3. Ayoye, d'Offenbach (1978)

«Selon moi, c'est la plus grande toune d'Offenbach. C'est encore une histoire d'amour qui fait mal, mais avec le joual d'Offenbach et la voix mordante de Gerry Boulet. Et puis, le fait d'appeler une toune Ayoye, je trouve ça extraordinaire. Ce n'est pas une image compliquée pour exprimer la douleur. La première fois que je l'ai entendue, j'ai eu la chair de poule.»

4. Ces gens-là, de Jacques Brel (1966)

«C'est un tableau magnifiquement peint d'une famille, une chanson simple. Le personnage de Brel est touchant. Son amour impossible avec Frida, qui est belle comme un soleil et qui, un jour, me suivra. Pour un instant, je la crois, monsieur. On dirait qu'il sait que ça n'arrivera jamais. C'est extraordinaire. J'ai découvert Brel quand j'étais au secondaire.»

5. Le premier ciel, d'Harmonium (1976)

«Tout le monde devrait posséder l'album L'Heptade. C'est obligatoire dans une discothèque. Le premier ciel, c'est une chanson puissante, c'est la musique, la poésie de Fiori. C'est un album-concept. Il n'y en avait pas tant que ça à l'époque. Un grand album. Il serait sûrement dans le top de mes meilleurs albums.»

6. Le bus me réveille, de Mano Solo (2009)

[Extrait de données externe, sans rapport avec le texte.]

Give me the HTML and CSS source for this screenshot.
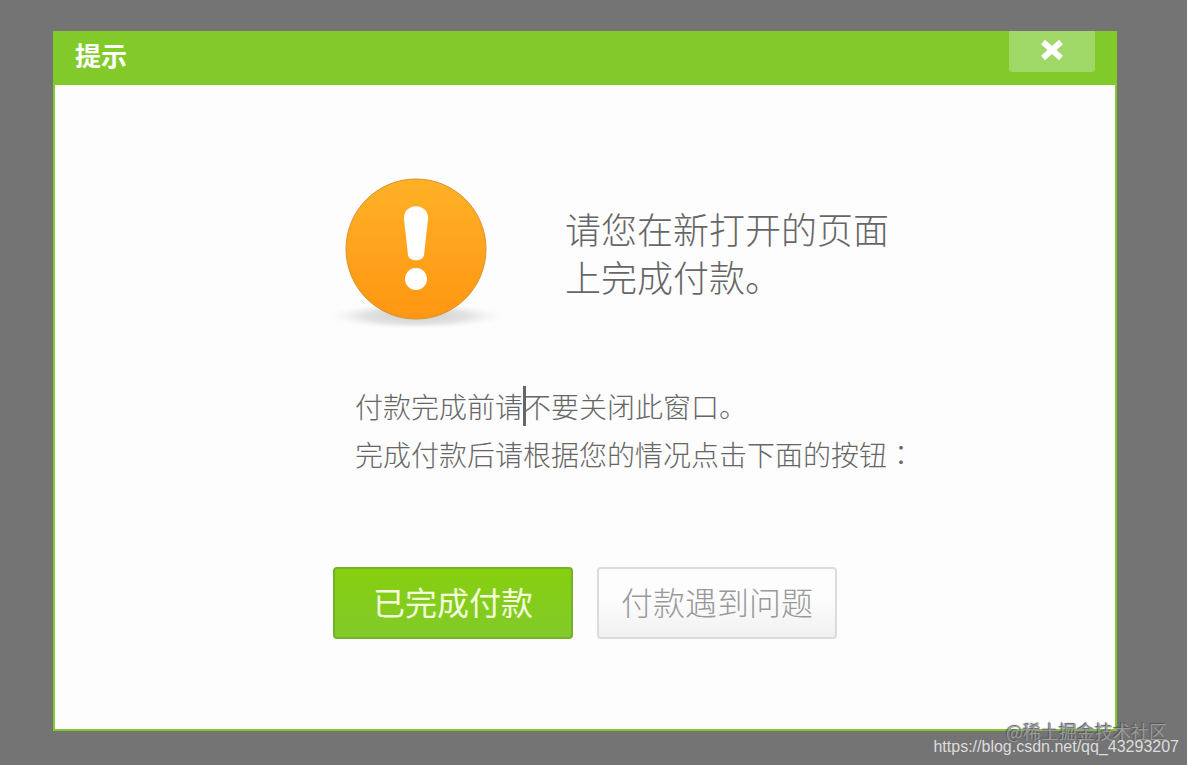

«Mano Solo est un de mes auteurs-compositeurs-interprètes préférés. Personne ne chante aussi bien que lui la douleur d'un amour impossible, le mal de vivre mêlé avec beaucoup d'espoir. Il est mort en 2010 du sida. Beaucoup de chansons tournent autour de sa vie qui a été brève. À ne pas écouter un lundi matin quand il pleut! En ce moment, c'est lui que j'écoute le plus.»

7. Jenny, de Richard Desjardins (2003)

«C'est une petite chanson folk et acoustique. On devine que c'est un ouvrier qui chante son amour à sa femme, avec des mots simples, mais câline que c'est beau et touchant! Quand la chanson commence par 'tes p'tits mots doux oubliés au fond de ma boîte à lunch pour me donner de l'espoir, c'est mieux qu'la Bible'. Je trouve ça magnifique.»

8. Manu, de Renaud (1981)

«Renaud est un de mes chanteurs préférés. Manu est encore un chagrin d'amour, mais vécu à la deuxième personne. Renaud parle à son ami, un espèce de voyou au coeur d'artichaut, dit-il. Eh déconne pas Manu, va pas t'tailler les veines. C'est une superbe chanson, une de ses meilleures. Et sa musique est tout le temps simple, magnifique avec de belles mélodies.»

9. Comme ils disent, de Charles Aznavour (1972)

«J'aurais pu en prendre plein d'autres d'Aznavour, comme Mourir d'aimer ou Non, je n'ai rien oublié, mais Comme ils disent est une chanson bien écrite qui raconte l'histoire touchante d'un travesti qui fait des shows qui se finissent en nu intégral. Ça évoque la vie de bohème des artistes qui travaillent la nuit et retrouvent leur vie normale le matin.»

10. Les étoiles filantes, des Cowboys fringants (2004)

«Cette chanson me donne le frisson. C'est la meilleure des Cowboys jusqu'à maintenant. Elle a été élue chanson de l'année en 2005 à l'Adisq. J'étais tellement content et tellement d'accord. Elle parle de ma génération, celle qui a connu Passe-Partout. Ça me fait penser à mon enfance, à la neige, à jouer dehors. Je suis nostalgique de l'enfance.»